Hello, I've just read in section "Quantum Gravity" the following:
"Another approach starts with the canonical quantization procedures of quantum theory. Using the initial-value-formulation of general relativity (cf. evolution equations above), the result is the Wheeler–DeWitt equation (an analogue of the Schrödinger equation) which, regrettably, turns out to be ill-defined. " The source given is the only one: Kuchař, Karel (1973), "Canonical Quantization of Gravity", in Israel, Werner, Relativity, Astrophysics and Cosmology, D. Reidel, pp. 237–288, ISBN 90-277-0369-8
Wheeler-DeWitt equation is pretty much out there influencing physics research, and it is extremely strange that here it is called "ill-defined" and only one reference dated 1973 is given.
There has been recent experimental research confirming the absence of time for an external observer of a universe: http://arxiv.org/pdf/1310.4691v1.pdf
It's highly ridiculous for a Wikipedia article to have qualitative statements about theories unless they have completely been dismissed by the entire scientific community through numerous failed attempts to verify them. — Preceding unsigned comment added by Whitely3000 (talk • contribs) 17:35, 24 February 2014 (UTC)
Expected domain of validity
I think there should be a (sub)section on the expected domain of validity of GR in the article.
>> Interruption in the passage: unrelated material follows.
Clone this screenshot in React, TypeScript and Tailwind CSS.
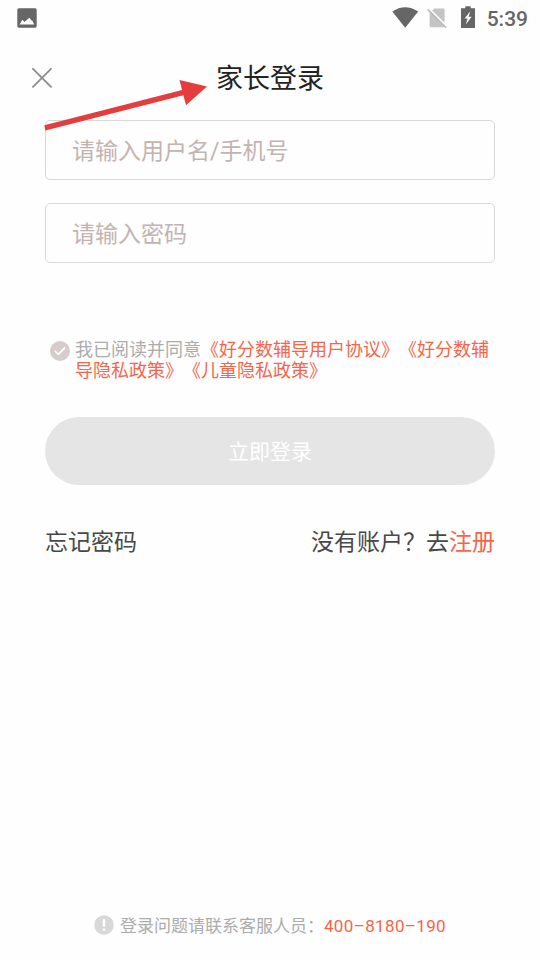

When reading about GR (whether popular or real thing), one is always fed the message that "most physicists expect..." and hence quantization is necessary. (The breakdown is just around the corner...) From the little I know myself, the circumstances are pretty extreme when one can surely expect GR to break down (giving incorrect predictions). Note: This is not something that can be disposed of by saying GR has already broken down because black holes exist and singularities don't. I think it would be interesting for the reader to get "pretty extreme" quantified in terms of, say, distance from the singularity of a really nasty black hole, or anything else suitable.
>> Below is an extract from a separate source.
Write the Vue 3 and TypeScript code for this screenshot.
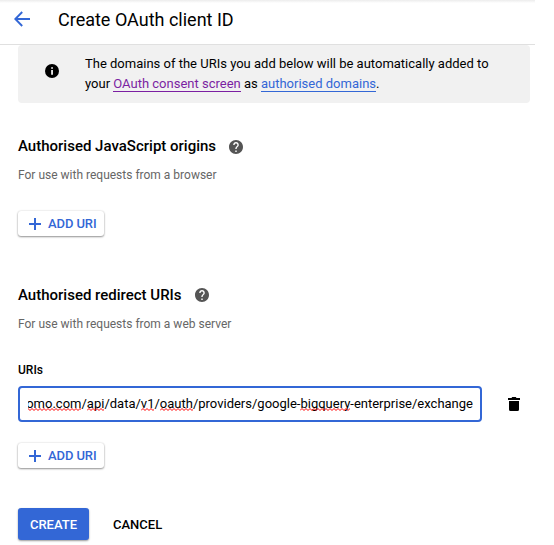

Also, provided GR is correct (within its expected domain of validity), can we ever expect to experimentally verify a quantum theory of gravity? Sure, such a theory might predict other things that can be detected, but I personally doubt that we will be able to produce graviton showers (instead of gravitational waves or whatever) at CERN. I understand I'm being vague here, but some skilled and knowledgeable editor might have an idea about good stuff to spice up the article with. YohanN7 (talk) 02:58, 4 July 2014 (UTC)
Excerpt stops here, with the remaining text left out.